How does the shape and thickness of the tachocline affect the distribution of the toroidal magnetic fields in the solar dynamo?

Flux-dominated solar dynamo models, which have demonstrated to be quite successful in reproducing most of the observed features of the large scale solar magnetic cycle, generally produce an inappropriate latitudinal distribution of the toroidal magnetic fields, showing fields of large magnitude in polar regions where the radial shear has a maximum amplitude. Employing a kinematic solar dynamo model, we here explore the contribution of both the radial and the latitudinal shear in the generation of the toroidal magnetic fields by varying the shape and the thickness of the solar tachocline.
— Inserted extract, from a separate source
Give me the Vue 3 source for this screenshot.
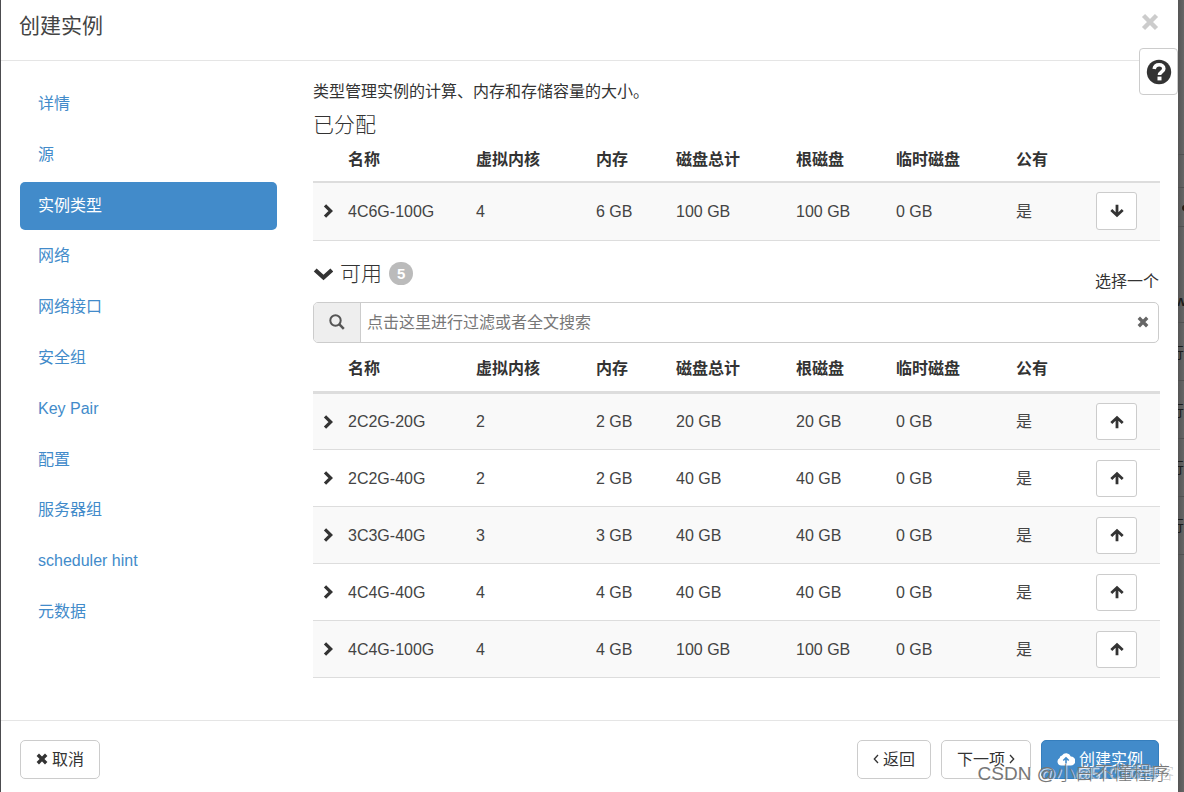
<script setup>
import { ref } from 'vue'

const steps = ['详情', '源', '实例类型', '网络', '网络接口', '安全组', 'Key Pair', '配置', '服务器组', 'scheduler hint', '元数据']
const activeStep = ref('实例类型')
const filter = ref('')
const columns = ['名称', '虚拟内核', '内存', '磁盘总计', '根磁盘', '临时磁盘', '公有']

const tables = [
  {
    key: 'allocated',
    rows: [['4C6G-100G', '4', '6 GB', '100 GB', '100 GB', '0 GB', '是']]
  },
  {
    key: 'available',
    rows: [
      ['2C2G-20G', '2', '2 GB', '20 GB', '20 GB', '0 GB', '是'],
      ['2C2G-40G', '2', '2 GB', '40 GB', '40 GB', '0 GB', '是'],
      ['3C3G-40G', '3', '3 GB', '40 GB', '40 GB', '0 GB', '是'],
      ['4C4G-40G', '4', '4 GB', '40 GB', '40 GB', '0 GB', '是'],
      ['4C4G-100G', '4', '4 GB', '100 GB', '100 GB', '0 GB', '是']
    ]
  }
]

const behind = [
  { top: 154 }, { top: 187 }, { top: 226 }, { top: 322 }, { top: 380 },
  { top: 438 }, { top: 496 }, { top: 554 }
]
const glyphs = [
  { top: 292, text: 'w' },
  { top: 344, text: '行' }, { top: 402, text: '行' }, { top: 459, text: '行' }, { top: 517, text: '行' }
]
</script>

<template>
  <div class="backdrop">
    <div class="page-edge" aria-hidden="true">
      <i v-for="b in behind" :key="b.top" class="rule" :style="{ top: b.top + 'px' }"></i>
      <i class="dot"></i>
      <span v-for="g in glyphs" :key="g.top" class="glyph" :style="{ top: g.top + 'px' }">{{ g.text }}</span>
    </div>
    <section class="dialog" role="dialog" aria-labelledby="title">
      <header class="head">
        <h1 id="title">创建实例</h1>
        <button class="close" type="button" aria-label="关闭">
          <svg width="18" height="18" viewBox="0 0 18 18"><path d="M2.500 2.500l13 13M15.500 2.500l-13 13" stroke="#ccc" stroke-width="4.400" /></svg>
        </button>
      </header>
      <button class="help" type="button" aria-label="帮助">
        <svg width="26" height="26" viewBox="0 0 26 26">
          <circle cx="13" cy="13" r="12.200" fill="#333" />
          <path d="M8.200 10C8.600 7 10.600 5.800 13.200 5.800c2.600 0 4.600 1.500 4.600 3.900 0 3.200-4.300 3.200-4.300 6.300" fill="none" stroke="#fff" stroke-width="3.600" />
          <rect x="11.500" y="17.600" width="4" height="3.800" fill="#fff" />
        </svg>
      </button>

      <div class="body">
        <nav class="steps">
          <a v-for="s in steps" :key="s" href="#" :class="{ active: s === activeStep }" @click.prevent="activeStep = s">{{ s }}</a>
        </nav>

        <main class="panel">
          <p class="intro">类型管理实例的计算、内存和存储容量的大小。</p>
          <template v-for="t in tables" :key="t.key">
            <h2 v-if="t.key === 'allocated'" class="section-title">已分配</h2>
            <template v-else>
              <div class="available-head">
                <h2 class="section-title">
                  <svg width="20" height="14" viewBox="0 0 20 14"><path d="M2.200 3L10.500 10.500 18.800 3" fill="none" stroke="#333" stroke-width="4.200" /></svg>
                  <span>可用</span>
                  <span class="badge">5</span>
                </h2>
                <span class="hint">选择一个</span>
              </div>
              <div class="search">
                <label class="addon" for="filter" aria-label="搜索">
                  <svg width="16" height="16" viewBox="0 0 16 16" fill="none" stroke="#555"><circle cx="6.500" cy="6.500" r="5.200" stroke-width="2" /><path d="M10.200 10.200l4.600 4.600" stroke-width="2.500" /></svg>
                </label>
                <input id="filter" v-model="filter" type="text" placeholder="点击这里进行过滤或者全文搜索" />
                <button class="clear" type="button" aria-label="清除" @click="filter = ''">
                  <svg width="12" height="12" viewBox="0 0 12 12"><path d="M1.800 1.800l8.400 8.400M10.200 1.800l-8.400 8.400" stroke="#666" stroke-width="3.400" /></svg>
                </button>
              </div>
            </template>
            <table :class="t.key">
              <colgroup>
                <col class="c-toggle" /><col class="c-name" /><col class="c-wide" /><col class="c-ram" /><col class="c-wide" />
                <col class="c-root" /><col class="c-wide" /><col class="c-ram" /><col class="c-action" />
              </colgroup>
              <thead>
                <tr><th></th><th v-for="c in columns" :key="c" scope="col">{{ c }}</th><th></th></tr>
              </thead>
              <tbody>
                <tr v-for="r in t.rows" :key="r[0]">
                  <td>
                    <button class="toggle" type="button" :aria-label="'展开 ' + r[0]">
                      <svg width="10" height="14" viewBox="0 0 10 14"><path d="M2 1.300L7.800 7 2 12.700" fill="none" stroke="#333" stroke-width="3.200" /></svg>
                    </button>
                  </td>
                  <td v-for="(v, i) in r" :key="i">{{ v }}</td>
                  <td>
                    <button class="move" type="button" :aria-label="(t.key === 'allocated' ? '移除 ' : '分配 ') + r[0]">
                      <svg width="14" height="14" viewBox="0 0 14 14" fill="none" stroke="#333" stroke-width="2.800">
                        <path v-if="t.key === 'allocated'" d="M7 .8v10.500M1.300 6L7 11.400 12.700 6" />
                        <path v-else d="M7 13.200V2.700M1.300 8L7 2.600 12.700 8" />
                      </svg>
                    </button>
                  </td>
                </tr>
              </tbody>
            </table>
          </template>
        </main>
      </div>

      <footer class="foot">
        <button class="btn" type="button">
          <svg width="12" height="12" viewBox="0 0 12 12"><path d="M1.800 1.800l8.400 8.400M10.200 1.800l-8.400 8.400" stroke="#333" stroke-width="3.400" /></svg>
          取消
        </button>
        <span class="spacer"></span>
        <button class="btn" type="button">
          <svg width="6" height="10" viewBox="0 0 6 10"><path d="M5 1L1.300 5 5 9" fill="none" stroke="#333" stroke-width="1.300" /></svg>
          返回
        </button>
        <button class="btn" type="button">
          下一项
          <svg width="6" height="10" viewBox="0 0 6 10"><path d="M1 1l3.700 4L1 9" fill="none" stroke="#333" stroke-width="1.300" /></svg>
        </button>
        <button class="btn primary" type="button">
          <svg width="18" height="14" viewBox="0 0 18 14">
            <path d="M4.300 13.500A4 4 0 0 1 2.600 6 3 3 0 0 1 5 3.500 5 5 0 0 1 13.800 4.500 4.500 4.500 0 0 1 13.800 13.500z" fill="#fff" />
            <path d="M9 11.500V6.500M6.300 8.500L9 5.800l2.700 2.700" fill="none" stroke="#428bca" stroke-width="1.600" />
          </svg>
          创建实例
        </button>
      </footer>
    </section>
    <span class="mark faint">@51CTO博客</span>
    <span class="mark">CSDN @小白不懂程序</span>
  </div>
</template>

<style>
body { background: #666; }
</style>

<style scoped>
* { box-sizing: border-box; }
.backdrop {
  position: relative;
  min-height: 100vh;
  display: flex;
  padding: 0 6px 0 1px;
  overflow: hidden;
  background: #4c4c4f;
  color: #333;
  font: 16px/23px "Liberation Sans", "Noto Sans CJK SC", sans-serif;
}
button { font: inherit; color: inherit; cursor: pointer; }
svg { display: block; flex: none; }
.page-edge {
  position: absolute;
  inset: 0 0 0 auto;
  width: 6px;
  overflow: hidden;
  background: linear-gradient(90deg, #555, #666);
}
.rule { position: absolute; left: 0; right: 0; height: 1px; background: #505050; }
.dot { position: absolute; top: 205px; left: 4px; width: 6px; height: 6px; border-radius: 3px; background: #2a1c10; }
.glyph { position: absolute; left: -9px; font-size: 15px; line-height: 18px; color: #1c1c1c; }
.glyph:first-of-type { left: -3px; font-weight: 700; }
.dialog { position: relative; flex: 1; display: flex; flex-direction: column; background: #fff; }
.head {
  display: flex;
  justify-content: space-between;
  align-items: flex-start;
  height: 61px;
  padding: 12px 19px 12px 18px;
  border-bottom: 1px solid #e5e5e5;
}
h1, h2 { margin: 0; font-weight: 300; }
h1 { font-size: 21px; line-height: 28px; font-weight: 400; color: #444; }
.close, .toggle, .clear { padding: 0; border: 0; background: none; }
.close { padding-top: 1px; }
.help {
  position: absolute;
  top: 48px;
  right: 0;
  width: 39px;
  height: 47px;
  padding: 0 0 0 6px;
  border: 1px solid #ccc;
  border-radius: 4px;
  background: #fff;
}
.body {
  flex: 1;
  display: grid;
  grid-template-columns: 257px 1fr;
  column-gap: 36px;
  align-items: start;
  padding: 19px 19px 0;
}
.steps { display: flex; flex-direction: column; justify-content: space-between; min-height: 556px; }
.steps a {
  padding: 12px 19px 12px 18px;
  line-height: 24px;
  border-radius: 5px;
  color: #428bca;
  text-decoration: none;
}
.steps a.active { background: #428bca; color: #fff; }
.panel { min-width: 0; }
.intro { margin: 0; line-height: 24px; }
.section-title { display: flex; align-items: center; font-size: 21px; line-height: 28px; }
.intro + .section-title { margin-top: 7px; }
table { width: 100%; table-layout: fixed; border-collapse: collapse; }
.c-toggle { width: 27px; }
.c-name { width: 128px; }
.c-wide { width: 120px; }
.c-ram { width: 80px; }
.c-root { width: 100px; }
.c-action { width: 72px; }
th { height: 43px; padding: 0 8px 1px; text-align: left; font-weight: 700; border-bottom: 2px solid #ddd; white-space: nowrap; }
.available th { height: 50px; padding-top: 4px; border-bottom-width: 3px; }
td { height: 57px; padding: 0 8px; border-bottom: 1px solid #ddd; color: #444; white-space: nowrap; }
.allocated td { height: 58px; }
td:first-child { padding-right: 0; padding-left: 10px; }
tbody tr:nth-child(odd) { background: #f9f9f9; }
.toggle { display: block; }
.move {
  display: grid;
  place-items: center;
  width: 41px;
  height: 38px;
  padding: 0;
  border: 1px solid #ccc;
  border-radius: 3px;
  background: #fff;
}
.available .move { height: 37px; }
.available-head { display: flex; justify-content: space-between; align-items: flex-end; margin-top: 19px; }
.available-head .section-title { align-self: flex-start; gap: 7px; }
.badge {
  padding: 0 8px;
  border-radius: 12px;
  background: #bbb;
  color: #fff;
  font-size: 15px;
  line-height: 23px;
  font-weight: 700;
}
.hint { margin-top: 10px; }
.search { display: flex; height: 41px; margin-top: 9px; border: 1px solid #ccc; border-radius: 5px; overflow: hidden; }
.addon { display: grid; place-items: center; width: 47px; background: #eee; border-right: 1px solid #ccc; }
.search input { flex: 1; min-width: 0; padding: 0 6px; border: 0; outline: 0; font: inherit; color: #555; }
.search input::placeholder { color: #777; opacity: 1; }
.clear { padding: 0 9px; }
.foot { display: flex; align-items: center; gap: 10px; height: 72px; padding: 5px 19px 0; border-top: 1px solid #e5e5e5; }
.spacer { flex: 1; }
.btn {
  display: flex;
  align-items: center;
  gap: 4px;
  height: 39px;
  padding: 0 15px;
  border: 1px solid #ccc;
  border-radius: 5px;
  background: #fff;
}
.btn.primary { border-color: #357ebd; background: #428bca; color: #fff; }
.mark {
  position: absolute;
  right: 14px;
  bottom: 6px;
  font-size: 19px;
  line-height: 24px;
  font-weight: 300;
  color: #777;
  text-shadow: 1px 1px 0 rgba(255, 255, 255, 0.7);
  pointer-events: none;
}
.mark.faint { right: 10px; font-size: 16px; color: rgba(160, 160, 160, 0.6); }
</style>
We also explore the effects of the diffusivity profile of the convective zone. We find that the latitudinal component is always dominant over the radial component at producing toroidal field amplification. These results are very sensitive to the adopted diffusivity profile, specially in the inner convection zone. A diagram of the toroidal field at a latitude of 60 degrees versus the diffusivity at the convection layer for different values of the tachocline width has revealed that these fields are mainly eliminated for tachoclines with width d_1>0.08 Ro, for a restric range of diffusivites; or for d_1<0.02 and almost any value of eta_c in the appropriate solar range. For intermediate values of d_1=0.04Ro-0.06Ro, strong toroidal fields should survive at high latitudes in the butterfly diagram and those values are therefore not suitable.